» **GOAL**
Set down the material below word for word, excluding the pictures.

+ + + + +

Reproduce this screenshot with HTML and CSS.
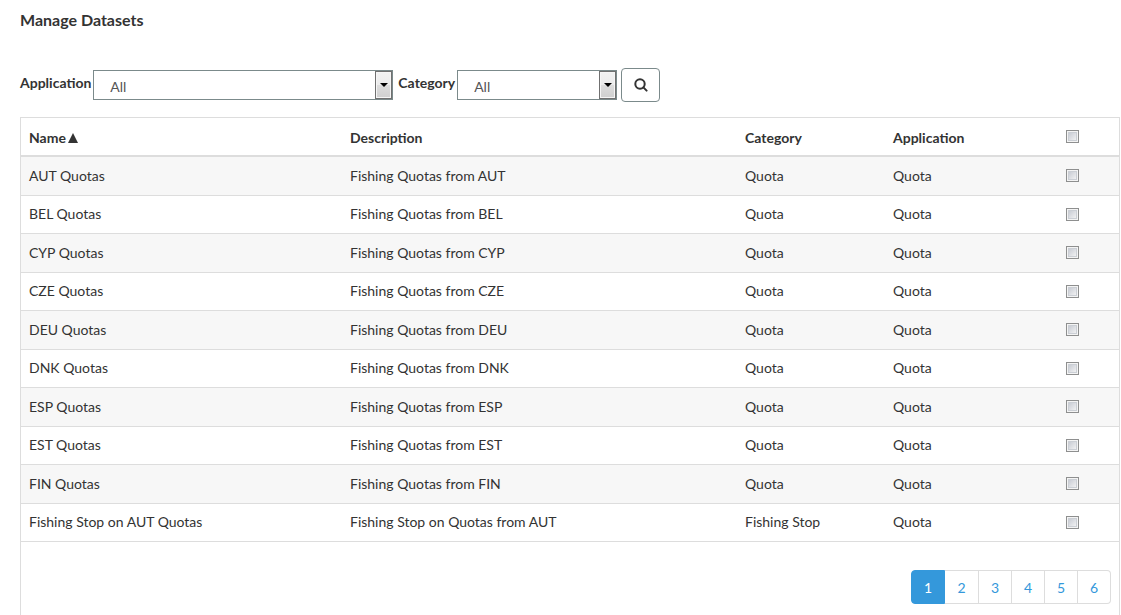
FILE: index.html
```html
<!DOCTYPE html>
<html lang="en">
<head>
<meta charset="utf-8">
<title>Manage Datasets</title>
<link rel="stylesheet" href="styles.css">
</head>
<body>
<main class="page">
  <h1 class="title">Manage Datasets</h1>
  <form class="filters">
    <label class="filter-label" for="application">Application</label>
    <span class="picker picker-wide"><select id="application"><option>All</option></select></span>
    <label class="filter-label filter-next" for="category">Category</label>
    <span class="picker"><select id="category"><option>All</option></select></span>
    <button class="search" type="button" aria-label="Search">
      <svg viewBox="0 0 14 14" width="14" height="14" aria-hidden="true"><circle cx="6" cy="6" r="4.7"/><path d="M9.4 9.4L12.6 12.6"/></svg>
    </button>
  </form>
  <section class="panel">
    <table class="datasets">
      <colgroup><col class="col-name"><col class="col-description"><col class="col-category"><col class="col-application"><col class="col-check"></colgroup>
      <thead>
        <tr><th>Name<svg class="sort" viewBox="0 0 10 10" width="10" height="10" aria-hidden="true"><path d="M5 0L10 10H0z"/></svg></th><th>Description</th><th>Category</th><th>Application</th><th class="check"><input type="checkbox" aria-label="Select all"></th></tr>
      </thead>
      <tbody>
        <tr><td>AUT Quotas</td><td>Fishing Quotas from AUT</td><td>Quota</td><td>Quota</td><td class="check"><input type="checkbox" aria-label="Select AUT Quotas"></td></tr>
        <tr><td>BEL Quotas</td><td>Fishing Quotas from BEL</td><td>Quota</td><td>Quota</td><td class="check"><input type="checkbox" aria-label="Select BEL Quotas"></td></tr>
        <tr><td>CYP Quotas</td><td>Fishing Quotas from CYP</td><td>Quota</td><td>Quota</td><td class="check"><input type="checkbox" aria-label="Select CYP Quotas"></td></tr>
        <tr><td>CZE Quotas</td><td>Fishing Quotas from CZE</td><td>Quota</td><td>Quota</td><td class="check"><input type="checkbox" aria-label="Select CZE Quotas"></td></tr>
        <tr><td>DEU Quotas</td><td>Fishing Quotas from DEU</td><td>Quota</td><td>Quota</td><td class="check"><input type="checkbox" aria-label="Select DEU Quotas"></td></tr>
        <tr><td>DNK Quotas</td><td>Fishing Quotas from DNK</td><td>Quota</td><td>Quota</td><td class="check"><input type="checkbox" aria-label="Select DNK Quotas"></td></tr>
        <tr><td>ESP Quotas</td><td>Fishing Quotas from ESP</td><td>Quota</td><td>Quota</td><td class="check"><input type="checkbox" aria-label="Select ESP Quotas"></td></tr>
        <tr><td>EST Quotas</td><td>Fishing Quotas from EST</td><td>Quota</td><td>Quota</td><td class="check"><input type="checkbox" aria-label="Select EST Quotas"></td></tr>
        <tr><td>FIN Quotas</td><td>Fishing Quotas from FIN</td><td>Quota</td><td>Quota</td><td class="check"><input type="checkbox" aria-label="Select FIN Quotas"></td></tr>
        <tr><td>Fishing Stop on AUT Quotas</td><td>Fishing Stop on Quotas from AUT</td><td>Fishing Stop</td><td>Quota</td><td class="check"><input type="checkbox" aria-label="Select Fishing Stop on AUT Quotas"></td></tr>
      </tbody>
    </table>
    <nav class="pagination" aria-label="Pages">
      <a class="current" href="#1" aria-current="page">1</a><a href="#2">2</a><a href="#3">3</a><a href="#4">4</a><a href="#5">5</a><a href="#6">6</a>
    </nav>
  </section>
</main>
</body>
</html>
```
FILE: styles.css
```css
*,
*::before {
  box-sizing: border-box;
}

body {
  margin: 0;
  background: #fff;
  color: #333;
  font: 14px/20px Lato, "Open Sans", sans-serif;
}

.page {
  display: flex;
  flex-direction: column;
  min-height: 100vh;
  padding: 10px 1px 0 20px;
}

.title {
  margin: 0 0 38px;
  font-size: 16px;
  line-height: 20px;
  font-weight: 700;
}

.filters {
  display: flex;
  align-items: center;
  margin-bottom: 15px;
}

.filter-label {
  padding: 0 2px 4px 0;
  font-weight: 700;
}

.filter-next { margin-left: 5px; }

.picker {
  position: relative;
  width: 160px;
  height: 30px;
}

.picker-wide { width: 300px; }

.picker select {
  appearance: none;
  width: 100%;
  height: 100%;
  margin: 0;
  padding: 4px 24px 0 16px;
  border: 1px solid #7b8a8b;
  border-radius: 0;
  background: #fff;
  color: #555;
  font: inherit;
}

.picker::before {
  content: "";
  position: absolute;
  top: 1px;
  right: 1px;
  width: 17px;
  height: 28px;
  border: 1px solid #707070;
  background: linear-gradient(#f2f2f2, #ebebeb 50%, #dddddd 50%, #cfcfcf);
  box-shadow: inset 0 0 0 1px #f5f5f5;
  pointer-events: none;
}

.picker::after {
  content: "";
  position: absolute;
  top: 13px;
  right: 5px;
  border: solid transparent;
  border-width: 4px 4px 0;
  border-top-color: #000;
  pointer-events: none;
}

.search {
  display: flex;
  align-items: center;
  justify-content: center;
  width: 39px;
  height: 34px;
  margin: 0 0 0 4px;
  padding: 0 0 0 1px;
  border: 1px solid #7b8a8b;
  border-radius: 4px;
  background: #fff;
}

.search svg {
  fill: none;
  stroke: #333;
  stroke-width: 2;
  stroke-linecap: round;
}

.panel {
  flex: 1;
  border: 1px solid #ddd;
  border-bottom: 0;
}

.datasets {
  width: 100%;
  table-layout: fixed;
  border-collapse: separate;
  border-spacing: 0;
}

.col-name { width: 321px; }
.col-category { width: 148px; }
.col-application { width: 140px; }
.col-check { width: 94px; }

.datasets th,
.datasets td {
  height: 38px;
  padding: 0 8px 1px;
  border-bottom: 1px solid #ddd;
  text-align: left;
  vertical-align: middle;
}

.datasets th {
  height: 39px;
  padding: 2px 8px 0;
  border-bottom-width: 2px;
}

.datasets tbody tr:nth-child(odd) { background: #f7f7f7; }

.datasets tbody tr:nth-child(odd) td {
  height: 39px;
  padding-bottom: 0;
}

.datasets .check { text-align: center; }
.datasets th.check { padding-top: 0; }
.datasets tbody tr:nth-child(odd) .check { padding-bottom: 1px; }
.datasets tbody tr:nth-child(even) .check { padding-bottom: 0; }

.sort {
  margin-left: 2px;
  fill: #333;
}

.check input {
  appearance: none;
  display: block;
  width: 13px;
  height: 13px;
  margin: 0 auto;
  padding: 1px;
  border: 1px solid #8e8f8f;
  background: linear-gradient(135deg, #c3c7d0, #f6f6f6) content-box, #f4f4f4;
  box-shadow: inset 0 0 0 1px #f4f4f4, inset 0 0 0 2px #cbcfd5;
}

.check input:checked { background: #3498db content-box; }

.pagination {
  display: flex;
  justify-content: flex-end;
  padding: 28px 8px 10px;
}

.pagination a {
  width: 33px;
  height: 34px;
  border: 1px solid #ddd;
  border-left: 0;
  color: #3498db;
  line-height: 34px;
  text-align: center;
  text-decoration: none;
}

.pagination .current,
.pagination .current + a {
  width: 34px;
}

.pagination .current {
  border: 1px solid #3498db;
  border-radius: 4px 0 0 4px;
  background: #3498db;
  color: #fff;
}

.pagination a:last-child { border-radius: 0 4px 4px 0; }
```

+ + + + +

» **SOLUTION TO THE PROBLEM**
Reproduce this screenshot with HTML and CSS.
FILE: index.html
```html
<!DOCTYPE html>
<html lang="en">
<head>
<meta charset="utf-8">
<title>Manage Datasets</title>
<link rel="stylesheet" href="styles.css">
</head>
<body>
<main class="page">
  <h1 class="title">Manage Datasets</h1>
  <form class="filters">
    <label class="filter-label" for="application">Application</label>
    <span class="picker picker-wide"><select id="application"><option>All</option></select></span>
    <label class="filter-label filter-next" for="category">Category</label>
    <span class="picker"><select id="category"><option>All</option></select></span>
    <button class="search" type="button" aria-label="Search">
      <svg viewBox="0 0 14 14" width="14" height="14" aria-hidden="true"><circle cx="6" cy="6" r="4.7"/><path d="M9.4 9.4L12.6 12.6"/></svg>
    </button>
  </form>
  <section class="panel">
    <table class="datasets">
      <colgroup><col class="col-name"><col class="col-description"><col class="col-category"><col class="col-application"><col class="col-check"></colgroup>
      <thead>
        <tr><th>Name<svg class="sort" viewBox="0 0 10 10" width="10" height="10" aria-hidden="true"><path d="M5 0L10 10H0z"/></svg></th><th>Description</th><th>Category</th><th>Application</th><th class="check"><input type="checkbox" aria-label="Select all"></th></tr>
      </thead>
      <tbody>
        <tr><td>AUT Quotas</td><td>Fishing Quotas from AUT</td><td>Quota</td><td>Quota</td><td class="check"><input type="checkbox" aria-label="Select AUT Quotas"></td></tr>
        <tr><td>BEL Quotas</td><td>Fishing Quotas from BEL</td><td>Quota</td><td>Quota</td><td class="check"><input type="checkbox" aria-label="Select BEL Quotas"></td></tr>
        <tr><td>CYP Quotas</td><td>Fishing Quotas from CYP</td><td>Quota</td><td>Quota</td><td class="check"><input type="checkbox" aria-label="Select CYP Quotas"></td></tr>
        <tr><td>CZE Quotas</td><td>Fishing Quotas from CZE</td><td>Quota</td><td>Quota</td><td class="check"><input type="checkbox" aria-label="Select CZE Quotas"></td></tr>
        <tr><td>DEU Quotas</td><td>Fishing Quotas from DEU</td><td>Quota</td><td>Quota</td><td class="check"><input type="checkbox" aria-label="Select DEU Quotas"></td></tr>
        <tr><td>DNK Quotas</td><td>Fishing Quotas from DNK</td><td>Quota</td><td>Quota</td><td class="check"><input type="checkbox" aria-label="Select DNK Quotas"></td></tr>
        <tr><td>ESP Quotas</td><td>Fishing Quotas from ESP</td><td>Quota</td><td>Quota</td><td class="check"><input type="checkbox" aria-label="Select ESP Quotas"></td></tr>
        <tr><td>EST Quotas</td><td>Fishing Quotas from EST</td><td>Quota</td><td>Quota</td><td class="check"><input type="checkbox" aria-label="Select EST Quotas"></td></tr>
        <tr><td>FIN Quotas</td><td>Fishing Quotas from FIN</td><td>Quota</td><td>Quota</td><td class="check"><input type="checkbox" aria-label="Select FIN Quotas"></td></tr>
        <tr><td>Fishing Stop on AUT Quotas</td><td>Fishing Stop on Quotas from AUT</td><td>Fishing Stop</td><td>Quota</td><td class="check"><input type="checkbox" aria-label="Select Fishing Stop on AUT Quotas"></td></tr>
      </tbody>
    </table>
    <nav class="pagination" aria-label="Pages">
      <a class="current" href="#1" aria-current="page">1</a><a href="#2">2</a><a href="#3">3</a><a href="#4">4</a><a href="#5">5</a><a href="#6">6</a>
    </nav>
  </section>
</main>
</body>
</html>
```
FILE: styles.css
```css
*,
*::before {
  box-sizing: border-box;
}

body {
  margin: 0;
  background: #fff;
  color: #333;
  font: 14px/20px Lato, "Open Sans", sans-serif;
}

.page {
  display: flex;
  flex-direction: column;
  min-height: 100vh;
  padding: 10px 1px 0 20px;
}

.title {
  margin: 0 0 38px;
  font-size: 16px;
  line-height: 20px;
  font-weight: 700;
}

.filters {
  display: flex;
  align-items: center;
  margin-bottom: 15px;
}

.filter-label {
  padding: 0 2px 4px 0;
  font-weight: 700;
}

.filter-next { margin-left: 5px; }

.picker {
  position: relative;
  width: 160px;
  height: 30px;
}

.picker-wide { width: 300px; }

.picker select {
  appearance: none;
  width: 100%;
  height: 100%;
  margin: 0;
  padding: 4px 24px 0 16px;
  border: 1px solid #7b8a8b;
  border-radius: 0;
  background: #fff;
  color: #555;
  font: inherit;
}

.picker::before {
  content: "";
  position: absolute;
  top: 1px;
  right: 1px;
  width: 17px;
  height: 28px;
  border: 1px solid #707070;
  background: linear-gradient(#f2f2f2, #ebebeb 50%, #dddddd 50%, #cfcfcf);
  box-shadow: inset 0 0 0 1px #f5f5f5;
  pointer-events: none;
}

.picker::after {
  content: "";
  position: absolute;
  top: 13px;
  right: 5px;
  border: solid transparent;
  border-width: 4px 4px 0;
  border-top-color: #000;
  pointer-events: none;
}

.search {
  display: flex;
  align-items: center;
  justify-content: center;
  width: 39px;
  height: 34px;
  margin: 0 0 0 4px;
  padding: 0 0 0 1px;
  border: 1px solid #7b8a8b;
  border-radius: 4px;
  background: #fff;
}

.search svg {
  fill: none;
  stroke: #333;
  stroke-width: 2;
  stroke-linecap: round;
}

.panel {
  flex: 1;
  border: 1px solid #ddd;
  border-bottom: 0;
}

.datasets {
  width: 100%;
  table-layout: fixed;
  border-collapse: separate;
  border-spacing: 0;
}

.col-name { width: 321px; }
.col-category { width: 148px; }
.col-application { width: 140px; }
.col-check { width: 94px; }

.datasets th,
.datasets td {
  height: 38px;
  padding: 0 8px 1px;
  border-bottom: 1px solid #ddd;
  text-align: left;
  vertical-align: middle;
}

.datasets th {
  height: 39px;
  padding: 2px 8px 0;
  border-bottom-width: 2px;
}

.datasets tbody tr:nth-child(odd) { background: #f7f7f7; }

.datasets tbody tr:nth-child(odd) td {
  height: 39px;
  padding-bottom: 0;
}

.datasets .check { text-align: center; }
.datasets th.check { padding-top: 0; }
.datasets tbody tr:nth-child(odd) .check { padding-bottom: 1px; }
.datasets tbody tr:nth-child(even) .check { padding-bottom: 0; }

.sort {
  margin-left: 2px;
  fill: #333;
}

.check input {
  appearance: none;
  display: block;
  width: 13px;
  height: 13px;
  margin: 0 auto;
  padding: 1px;
  border: 1px solid #8e8f8f;
  background: linear-gradient(135deg, #c3c7d0, #f6f6f6) content-box, #f4f4f4;
  box-shadow: inset 0 0 0 1px #f4f4f4, inset 0 0 0 2px #cbcfd5;
}

.check input:checked { background: #3498db content-box; }

.pagination {
  display: flex;
  justify-content: flex-end;
  padding: 28px 8px 10px;
}

.pagination a {
  width: 33px;
  height: 34px;
  border: 1px solid #ddd;
  border-left: 0;
  color: #3498db;
  line-height: 34px;
  text-align: center;
  text-decoration: none;
}

.pagination .current,
.pagination .current + a {
  width: 34px;
}

.pagination .current {
  border: 1px solid #3498db;
  border-radius: 4px 0 0 4px;
  background: #3498db;
  color: #fff;
}

.pagination a:last-child { border-radius: 0 4px 4px 0; }
```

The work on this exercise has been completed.